Para se pedir o empréstimo de dois mil milhões de dólares norte-americanos que seriam usados nos projectos de pesca e de protecção da costa de Moçambique, Armando Emílio Guebuza diz ter delegado responsabilidades ao Comando Operativo, um órgão que integra os ministros da Defesa Nacional, do Interior e o Director Geral SISE.

No Tribunal, Guebuza justificou a importância dos projectos de pesca e protecção da costa. “O País enfrentava ameaças que punham em causa a soberania dos Moçambicanos sobre seu território. Através das forcas de defesa e segurança, estudou-se e concluiu-se que por um lado havia muitos imigrantes ao longo das fronteiras no Norte do País que entravam ilegalmente e em grande número. Tínhamos conhecimento de que havia traficantes de droga naquela zona do Pais, assim como chegada de drogas pela via marítima por meio da costa Moçambicana. Na mesma ocasião tínhamos situação de ataques de piratas de tal maneira que os piratas, vindo do Norte até Inhambane, ao longo da costa, capturaram navio de pesca com seus tripulantes que incluíam moçambicanos e estrangeiros. Simultaneamente tinham ataques da Renamo em Raphale e Murrupula, zona norte, em Nampula. Na zona centro, atacaram alguns dos nossos quarteis e assassinaram os nossos soldados”.

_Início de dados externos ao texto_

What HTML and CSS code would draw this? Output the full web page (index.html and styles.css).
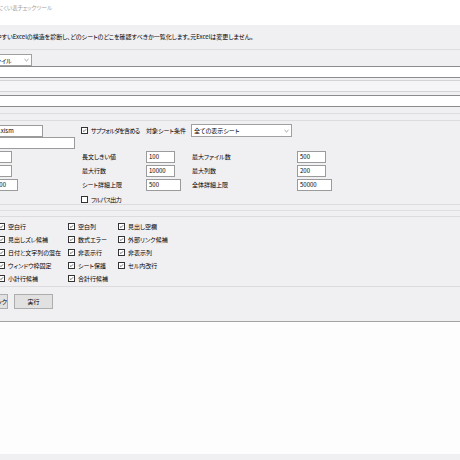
FILE: index.html
```html
<!DOCTYPE html>
<html lang="ja">
  <head>
    <meta charset="UTF-8" />
    <meta name="viewport" content="width=device-width, initial-scale=1.0" />
    <title>見にくい表チェックツール</title>
    <link rel="stylesheet" href="styles.css">
  </head>
  <body>
    <div class="window">
      <div class="titlebar">
        <span class="title">見にくい表チェックツール</span>
      </div>

      <main class="panel">
        <p class="desc">
          崩れやすいExcelの構造を診断し、どのシートのどこを確認すべきか一覧化します。元Excelは変更しません。
        </p>
        <div class="rule rule-top"></div>

        <div class="combo combo-mode">
          <span>ファイル</span>
          <svg class="chevron" viewBox="0 0 6 4"><path d="M0.6 0.8 L3 3.1 L5.4 0.8" /></svg>
        </div>
        <div class="textbox wide"></div>
        <div class="readonly wide"></div>
        <div class="textbox wide"></div>

        <div class="rule rule-mid"></div>

        <!-- 走査設定 -->
        <section class="group settings">
          <div class="row row-first">
            <div class="textbox ext">.xlsm</div>
            <label class="check tight">
              <span class="box checked"><svg viewBox="0 0 7 7"><path d="M1.3 3.5 L2.8 5 L5.7 1.8" /></svg></span>
              サブフォルダを含める
            </label>
            <span class="label">対象シート条件</span>
            <div class="combo combo-sheet">
              <span>全ての表示シート</span>
              <svg class="chevron" viewBox="0 0 6 4"><path d="M0.6 0.8 L3 3.1 L5.4 0.8" /></svg>
            </div>
          </div>

          <div class="row row-second">
            <div class="textbox folder"></div>
          </div>

          <div class="row">
            <div class="textbox num">30</div>
            <span class="label">長文しきい値</span>
            <div class="textbox num">100</div>
            <span class="label">最大ファイル数</span>
            <div class="textbox num">500</div>
          </div>
          <div class="row">
            <div class="textbox num">20</div>
            <span class="label">最大行数</span>
            <div class="textbox num">10000</div>
            <span class="label">最大列数</span>
            <div class="textbox num">200</div>
          </div>
          <div class="row">
            <div class="textbox num num-wide">100000</div>
            <span class="label">シート詳細上限</span>
            <div class="textbox num num-wide">500</div>
            <span class="label">全体詳細上限</span>
            <div class="textbox num num-wide">50000</div>
          </div>

          <div class="row row-last">
            <span></span>
            <label class="check tight">
              <span class="box"></span>
              フルパス出力
            </label>
          </div>
        </section>

        <div class="rule rule-low"></div>

        <!-- チェック項目 -->
        <section class="group checks">
          <div class="check-grid" id="check-grid"></div>
        </section>

        <div class="actions">
          <button class="btn">すべてチェック</button>
          <button class="btn">実行</button>
        </div>
      </main>

      <div class="log"></div>
      <div class="statusbar"></div>
    </div>

    <script>
      const items = [
        "空白行", "空白列", "見出し空欄",
        "見出しズレ候補", "数式エラー", "外部リンク候補",
        "日付と文字列の混在", "非表示行", "非表示列",
        "ウィンドウ枠固定", "シート保護", "セル内改行",
        "小計行候補", "合計行候補"
      ];

      const grid = document.getElementById("check-grid");
      items.forEach((name) => {
        const item = document.createElement("label");
        item.className = "check";
        item.innerHTML = `
          <span class="box checked"><svg viewBox="0 0 7 7"><path d="M1.3 3.5 L2.8 5 L5.7 1.8" /></svg></span>
          ${name}
        `;
        grid.appendChild(item);
      });
    </script>
  </body>
</html>
```

FILE: styles.css
```css
* {
  margin: 0;
  padding: 0;
  box-sizing: border-box;
}

body {
  font-family: "Noto Sans CJK JP", "Noto Sans", sans-serif;
  font-size: 6px;
  font-feature-settings: "palt";
  color: #000000;
  background: #ffffff;
  overflow: hidden;
}

.window {
  width: 460px;
  height: 460px;
  display: flex;
  flex-direction: column;
  overflow: hidden;
}

.titlebar {
  height: 25px;
  background: #ffffff;
  padding-top: 4px;
  line-height: 8px;
  white-space: nowrap;
}

.title {
  display: inline-block;
  margin-left: -7.5px;
  font-size: 5.5px;
  color: #9a9a9a;
}

.panel {
  background: #f0eff2;
  border-bottom: 1px solid #a3a3a3;
  padding: 6px 0 12px;
  display: flex;
  flex-direction: column;
}

.desc {
  height: 12px;
  line-height: 12px;
  margin-left: -16px;
  white-space: nowrap;
}

.rule {
  height: 1px;
  background: #dedde0;
}

.rule-top {
  margin-top: 6px;
}

.rule-mid {
  margin-top: 6px;
}

.rule-low {
  margin-top: 5px;
}

/* Inputs */
.textbox {
  height: 12px;
  background: #ffffff;
  border: 1px solid #9b9b9b;
  padding: 0 2px;
  line-height: 10px;
  white-space: nowrap;
  overflow: hidden;
}

.wide {
  margin-left: -20px;
  width: 500px;
}

.panel > .textbox.wide {
  border-color: #8c8c8c;
}

.readonly {
  height: 12px;
  margin: 2px 0 3px -20px;
  background: #f5f4f6;
  border: 1px solid #d3d2d5;
}

.combo {
  height: 12px;
  background: #ffffff;
  border: 1px solid #a0a0a0;
  padding: 0 2px;
  display: flex;
  align-items: center;
  justify-content: space-between;
  white-space: nowrap;
}

.combo-mode {
  margin-top: 4px;
  margin-left: -12px;
  width: 44px;
}

.combo-sheet {
  width: 101px;
  margin-left: -1px;
  height: 13px;
}

.chevron {
  width: 5px;
  height: 4px;
  flex-shrink: 0;
}

.chevron path {
  fill: none;
  stroke: #5a5a5a;
  stroke-width: 0.7;
}

/* Group boxes */
.group {
  border-top: 1px solid #dcdbde;
  border-bottom: 1px solid #dcdbde;
}

.settings {
  margin-top: 6px;
  padding: 3px 0 0;
}

.row {
  display: grid;
  grid-template-columns: 99px 64px 46px 105px 1fr;
  align-items: center;
  height: 12px;
  margin-left: -17px;
  margin-top: 2px;
  white-space: nowrap;
}

.row-first {
  margin-top: 0;
}

.row-second {
  margin-top: 1px;
}

.row-last {
  height: 10px;
  margin-top: 3px;
}

.ext {
  width: 47px;
  margin-left: 13px;
}

.folder {
  width: 92px;
}

.num {
  width: 29px;
}

.num-wide {
  width: 35px;
}

.label {
  line-height: 12px;
}

.check {
  display: flex;
  align-items: center;
  gap: 3px;
  white-space: nowrap;
}

.settings .check {
  margin-left: -1px;
}

.tight {
  letter-spacing: -0.6px;
}

.box {
  width: 7px;
  height: 7px;
  border: 1px solid #333333;
  background: #ffffff;
  display: inline-flex;
  flex-shrink: 0;
}

.box svg {
  width: 5px;
  height: 5px;
}

.box path {
  fill: none;
  stroke: #222222;
  stroke-width: 0.9;
}

.checks {
  margin-top: 5px;
  padding: 3px 0 1px;
}

.check-grid {
  display: grid;
  grid-template-columns: 70px 50px 1fr;
  grid-auto-rows: 13px;
  align-items: center;
  margin-left: -2px;
}

/* Buttons */
.actions {
  display: flex;
  gap: 6px;
  margin-top: 7px;
  margin-left: -31px;
}

.btn {
  width: 39px;
  height: 15px;
  background: #e1e1e1;
  border: 1px solid #adadad;
  font-family: inherit;
  font-size: 6px;
  font-feature-settings: "palt";
  color: #000000;
  white-space: nowrap;
}

.log {
  flex: 1;
  background: #fdfdfd;
}

.statusbar {
  height: 6px;
  background: #f0eff2;
}
```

Empresas das dívidas não eram auditadas

Aquando da tomada de posse de Adriano Maleiane como ministro das finanças, em 2010, a garantia e a dívida da empresa EMATUM S.A. eram as únicas que constavam dos registos na Direcção Nacional do Tesouro. Maleiane procurou saber sobre os motivos do não registo das dívidas e garantias das outras duas empresas, a Proindicus e a MAM. Em resposta, Gregório Leão José e António Carlos do Rosário, antigo director-geral dos Serviços de Informação e Segurança do Estado e antigo Presidente do Conselho de Administração das 3 empresas, respectivamente, disseram que o assunto era secreto e de segurança do Estado. Por consequência, não havia possibilidade de, através do Ministério das Finanças, fazer auditoria às empresas envolvidas no calote ou apurar informações sobre a aplicação dos fundos referentes ao endividamento externo.